Birbirini sıfırlamak teorisi "Böylesine taban tabana zıt fikirler nasıl aynı hükümet içinde barınabilir" diye şaşıracaklara, bunun ne ilk örnek olduğunu, ne de son olacağını hatırlatalım. Bakın, şu sıralar terörle mücadeleye yeni yasal önlemler tartışmasında da aynı tablo olanca zenginliğiyle sergilenmiyor mu? Adalet Bakanı Cemil Çiçek bir yandan taslak hazırlatıyor, bir yandan da "Terörle mücadele için yeni bir yasaya ihtiyaç yok" diyor.

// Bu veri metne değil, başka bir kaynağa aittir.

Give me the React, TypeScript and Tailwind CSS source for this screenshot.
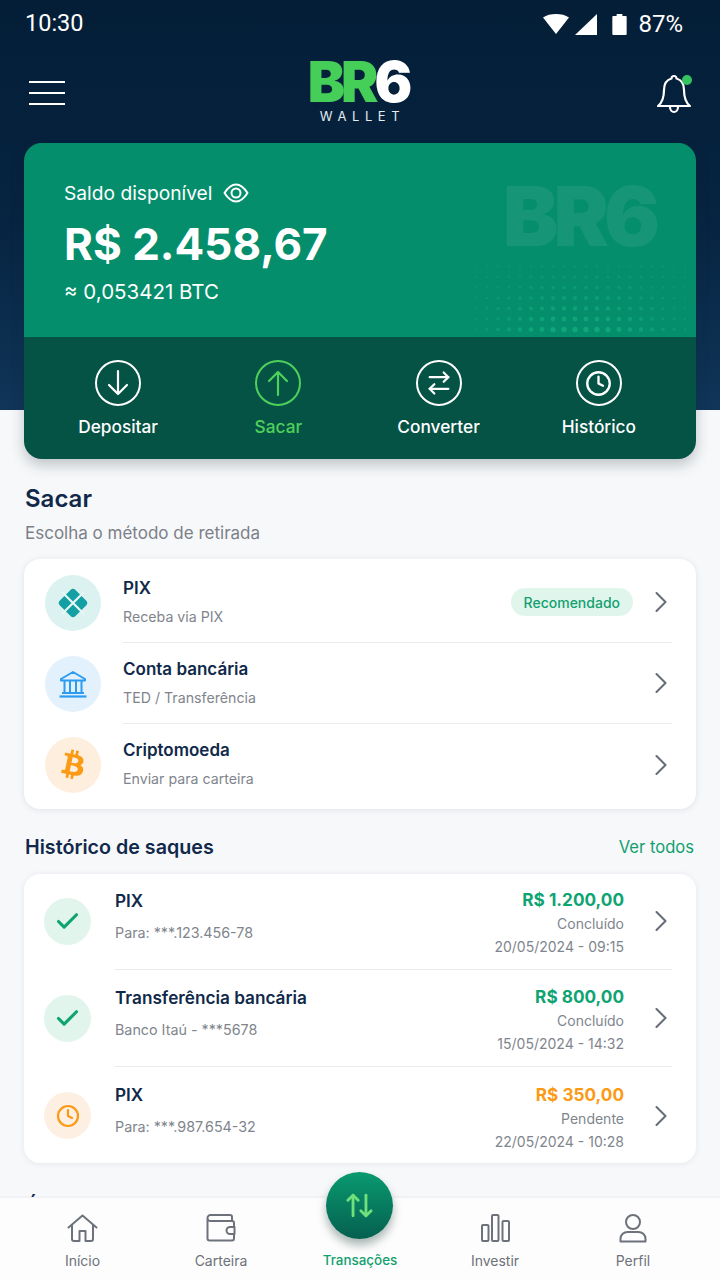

AK Parti Genel Başkan Yardımcısı Mehmet Mir Dengir Fırat "Özgürlüklerden, demokratik kazanımlardan geri adım atılmayacak. Şurası-burası taslak hazırlayabilir ama patron biziz" diyor, sonra da yeni bir taslak için kaleme sarılıyor. Başbakan Erdoğan artık Türkiye'nin değiştiğini ifade ediyor, ardından "Polisin elini güçlendirmek gerekiyor" diyebiliyor. Erdoğan başkanlığında yapılan AK Parti MKYK'sında konuyla ilgili derinleme tartışmalardan sonra "Yeni bir yasaya ihtiyaç olmadığı sonucuna varıldığı" açıklanıyor. Hemen ardından Erdoğan, ABD yolunda "Bu yasanın mutlaka çıkması gerektiğini" söyleyebiliyor. Doğrusu içimizde hükümet ve iktidar partisi içinde bu farklı duruşların bilinçli bir strateji olduğu kuşkusu uyandı. Zıt dinamikler birbirlerinin etkisini sıfırlıyor. Sonunda bir de bakıyorsunuz, ortada hiçbir şey yok. Ve de herkes birbirine "Sahi biz neyi tartışıyorduk" diye soruyor. Erdoğan'ın "Demokrasinin gereği" dediği şey bu olsa gerek! Yaşasın demokrasi!